The Church of St.
Paul and Incarnation, Jersey City NJ
March 14, 2020
Year A: The Third
Sunday in Lent
Exodus 17:1-7
Psalm 95
Romans 5:1-11
John 4:5-42
Thirsty People
So,
there are some thirsty people in today’s lessons.
In
the first lesson, we find the people of Israel in the midst of their long
exodus out of Egypt and they are experiencing – and expressing – some serious remorse
about following Moses into the wilderness.
The
people aren’t at all shy about criticizing their leader, saying, “Why did you
bring us out of Egypt, to kill us and our children and livestock with thirst?”
Moses
is frustrated and worried. He complains to God, “What shall I do with this
people? They are almost ready to stone me.”
God
comes to the rescue, instructing Moses to strike a rock with his staff. Water
gushed out of the rock, quenching the thirst of the people.
And then there’s a
kind of haunting end to this story.
Moses names this
place Massah and Meribah because it was there that the people asked, “Is the
Lord among us or not?”
“Is the Lord among
us or not?”
At
the start of today’s long and complex gospel lesson, it’s Jesus who is thirsty.
That’s
surprising.

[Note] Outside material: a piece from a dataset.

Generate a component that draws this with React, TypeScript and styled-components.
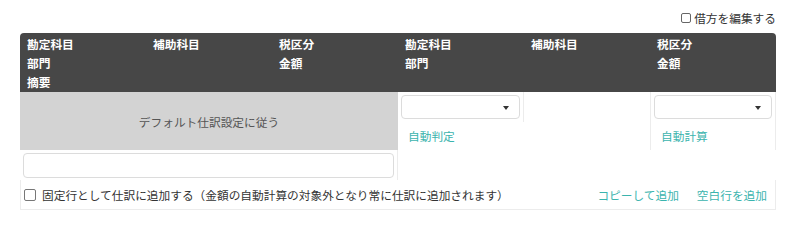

We don’t usually hear about Jesus’ physical needs.
And it’s also
surprising that Jesus is in the land of the Samaritans.
Now,
because of the famous parable we tend
to think of Samaritans as “good” but back in the time of Jesus, Jews and
Samaritans did not get along at all.
It’s
a long story, but Jews and Samaritans were related, they were kin, so it was a
kind of family squabble and many of us know how bitter those can be.
Jews
and Samaritans shared the five holy books of the Torah, but disagreed about
pretty much everything else, especially about the right place to worship – an
issue that comes up in the conversation at the well.
So,
it’s surprising that Jesus is in Samaria and it’s really surprising that Jesus
strikes up a conversation with a Samaritan woman.
She is certainly
surprised, asking, “How is that you, a Jew, ask a drink of me, a woman of
Samaria?”
But, instead of
just asking for water, taking a drink, and leaving it at that, Jesus begins to
teach her, hinting at his identity and telling her that he offers “living
water.”
Just like
Nicodemus last week didn’t get it, at first the Samaritan woman doesn’t get it
either.
And who can blame
her? Living water? That’s some big talk about living water for a guy who
doesn’t even have a bucket!
But, unlike
Nicodemus who seemed closed off to what Jesus was saying, the woman is
intrigued and curious and, yes, thirsty for this living water, this living
water that will somehow quench her thirst forever.
And then Jesus
throws a curveball, asking her to go get her husband, revealing that he knows
that she has had a rather complicated marital history.
The woman is
understandably impressed – how could he have known all of this? And, she
expresses her faith in the coming messiah.
And then in the
most surprising twist of all, Jesus reveals his identity to this Samaritan
woman.
It’s the first
time in the Gospel of John that he has spoken so openly!
Jesus reveals his
identity to this woman who seems to have been a loner – maybe even an outcast -
drawing water all by herself under the heat of the noonday sun – this woman
with a complicated and maybe even scandalous past.
Jesus quenches the
thirst of this woman who maybe had been thirsty for so long she didn’t even
know anymore just how thirsty she was!
And what does she
do?
She immediately
puts down her water jar and goes to share the living water of Jesus with
everyone in her city, a city filled with people who may have looked at her with
scorn, a city that I’m sure was filled with lots of other thirsty people.
It’s quite a
story.
And now here we
are today in a time of crisis.
You’re all out
there at home and Sue and I are alone here in church.
People are
frightened and even panicked, rushing to the supermarket to hoard all kinds of
items, some that make sense, some that don’t, but giving very little thought to
neighbors who also need diapers and formula and baby wipes and milk and water
and, yes, toilet paper.
We look at each
other cautiously and even suspiciously as potential sources of contagion or we
deny the whole thing is happening and live recklessly, putting everybody else
at risk.
We are taking
extraordinary actions that I’ve certainly never experienced before, emptying
out office buildings, closing schools for weeks, and, yes, something I never
thought I would do: closing churches – closing churches for three weeks and
maybe even longer than that.
And, like the
people of Israel in their long ago time of crisis, maybe we are also asking,
“Is the Lord among us or not?”
“Is the Lord among
us or not?”
Well, I’m here to
tell you that the Lord is very much among us in this time of trouble.
I can’t tell you
how many people here in our own community have reached out to me asking if
anybody needs help, offering to give up time and their own money, to lend a
hand, to quench the thirst of people they know and the many more they don’t
know.
Yesterday morning
I was walking back home along Duncan Avenue when a neighbor stopped me to talk.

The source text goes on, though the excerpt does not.